All providers registered with the Care Quality Commission (“CQC) must assure themselves that all directors who are responsible for delivering care to service users are fit and proper – in other words, they must be able to diligently carry out their responsibility to ensure the quality and safety of care. This forms part of the providers’ duty to ensure the service is well-led, which is one of the focus points during an inspection. Not only does the CQC monitor compliance at the point of registration, but it is an on-going duty and can lead to enforcement action where it is not met.
The Health and Social Care Act 2008 (Regulated Activities) Regulations 2014 (“Regulations”), impose an obligation of fitness and propriety on directors of registered providers, so long as the provider is not an individual or a partnership.
The obligation of ensuring a director meets the requirements of Regulation 5 rests with the registered provider, who is responsible for appointing, managing and dismissing directors, like they are with employees.
What does fitness and propriety mean?
Fitness and propriety requirements can differ depending on the regulator or government body you are bound by. In the health and social care sector, specific to the CQC requirements, fitness and propriety means the following:
- good character:
- whether the person has been convicted in the UK of any offence or been convicted elsewhere of any offence which, if committed in any part of the UK, would constitute an offence – a full DBS check should be obtained and if the individual has within the last five years lived in another jurisdiction, an equivalent check should be obtained from that jurisdiction;
- whether the person has been erased, removed or struck-off a register of professionals maintained by a regulator of health care or social work professions;
- qualifications, competency, skills and experience necessary for the office, position or work for which they are employed;
- health – with reasonable adjustments they are able to properly perform tasks which are intrinsic to their office or position for which they are employed;
- that the individual has not been responsible for, privy to, contributed to or facilitated any serious misconduct or mismanagement (whether unlawful or not) in the course of carrying on a regulated activity or providing a service elsewhere which, if provided in England, would be a regulated activity;
- the ground of unfitness does not apply to the individual:
- the person is an undischarged bankrupt or a person whose estate has had sequestration awarded in respect of it and which has not been discharged;
- the person is the subject of a bankruptcy restrictions order, an interim bankruptcy restrictions order or an order to the like effect made in Scotland or Northern Ireland;
- the person is a person to whom a moratorium period under a debt relief order applies under Part VIIA (debt relief orders) of the Insolvency Act 1986;
- the person has made a composition or arrangement with, or granted a trust deed for, creditors and not been discharged in respect of it;
- the person is included in the children’s barred list or the adults’ barred list maintained under section 2 of the Safeguarding Vulnerable Groups Act 2006, or in any corresponding list maintained under an equivalent enactment in force in Scotland or Northern Ireland; and
- the person is prohibited from holding the relevant office or position, or in the case of an individual from carrying on the regulated activity, by or under any enactment.

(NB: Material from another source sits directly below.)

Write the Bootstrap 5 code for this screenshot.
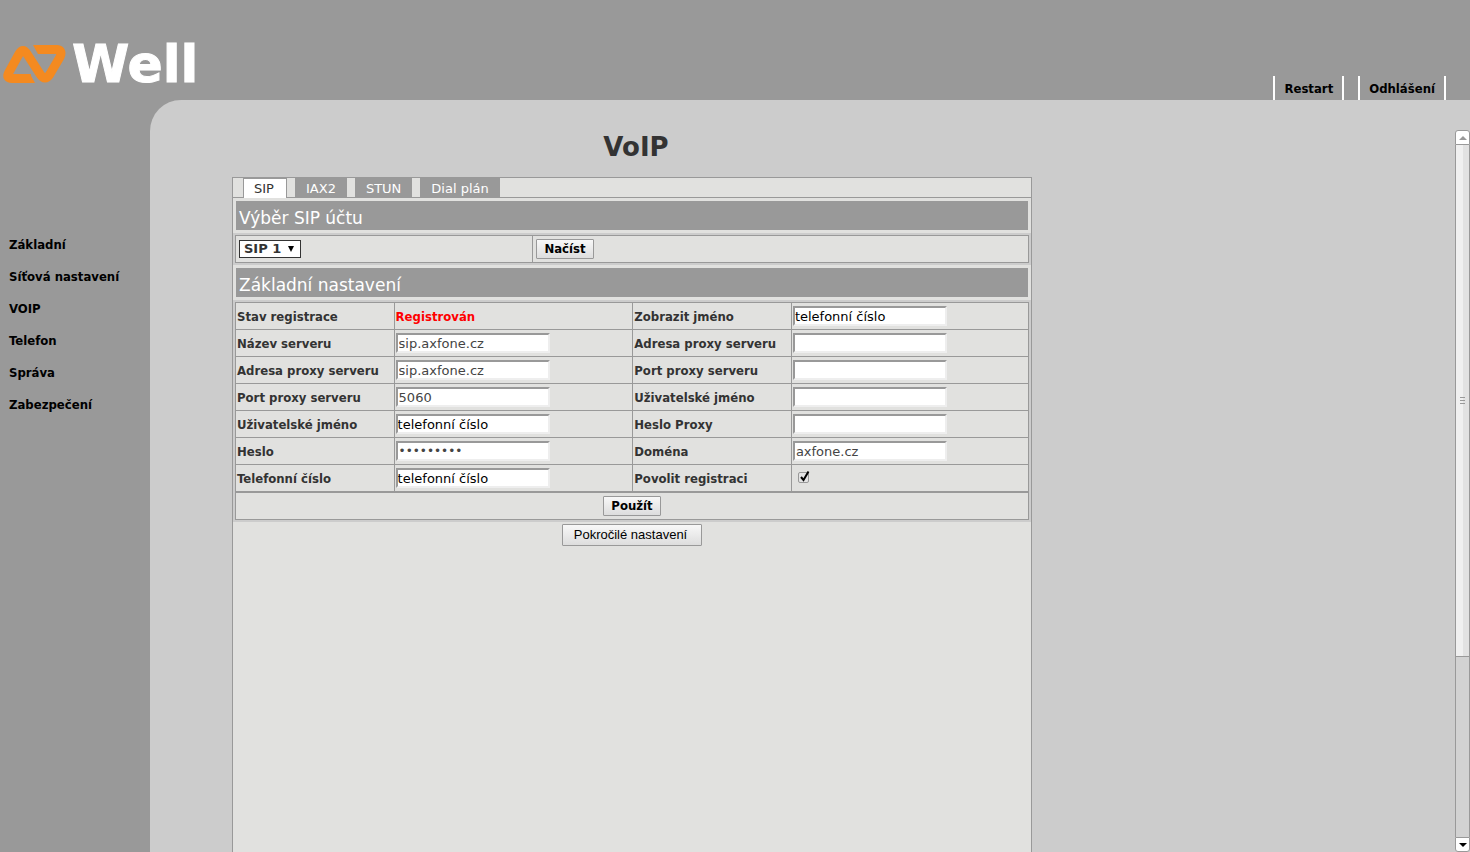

What do providers have to do?
Providers need to ensure that they have systems and processes in place which are designed to ensure all new and existing directors are, and continue to meet the fit and proper person requirements set out in Regulation 5. Such systems should also ensure that any appointments do not conflict with the unfitness criteria set out in Schedule 4 to the Regulations.
In practice this means either using purpose built software to ensure each of the checks required is completed, or having Human Resources (“HR”) procedures in place that can make sure each of these matters is checked off. Providers must ensure the directors continue to meet the requirements and can do so by having a process in place to carry out periodic checks in accordance with Regulation 5. Alternatively, or in tandem, the inclusion of a provision within the director’s contract or a HR policy requiring declaration of any issues which may call into question fitness and propriety is a good tool. Best practice would include mandatory re-checks on a regular cycle i.e. annually.
It is without a doubt that providers will, to a certain extent, be reliant on directors to provide them with accurate information to satisfy the fit and proper criteria in Regulation 5. The CQC recognises this, so if the CQC is concerned about an individual’s appointment or continuing position, the CQC will instead look to ensure the provider made every reasonable effort to assure itself about the applicant’s fitness and propriety rather than simply making a decision that the provider has breached the requirements of Regulation 5.
Providers very clearly hold significant responsibilities to maintain their CQC registration, for the very important reason that public protection in a caring role is integral. Establishing and cementing practices for on-boarding new employees and in particular new directors is crucial and will serve providers well in years to come. These practices can then be used for periodic checks to reassure providers that they are continuing to comply with their obligations.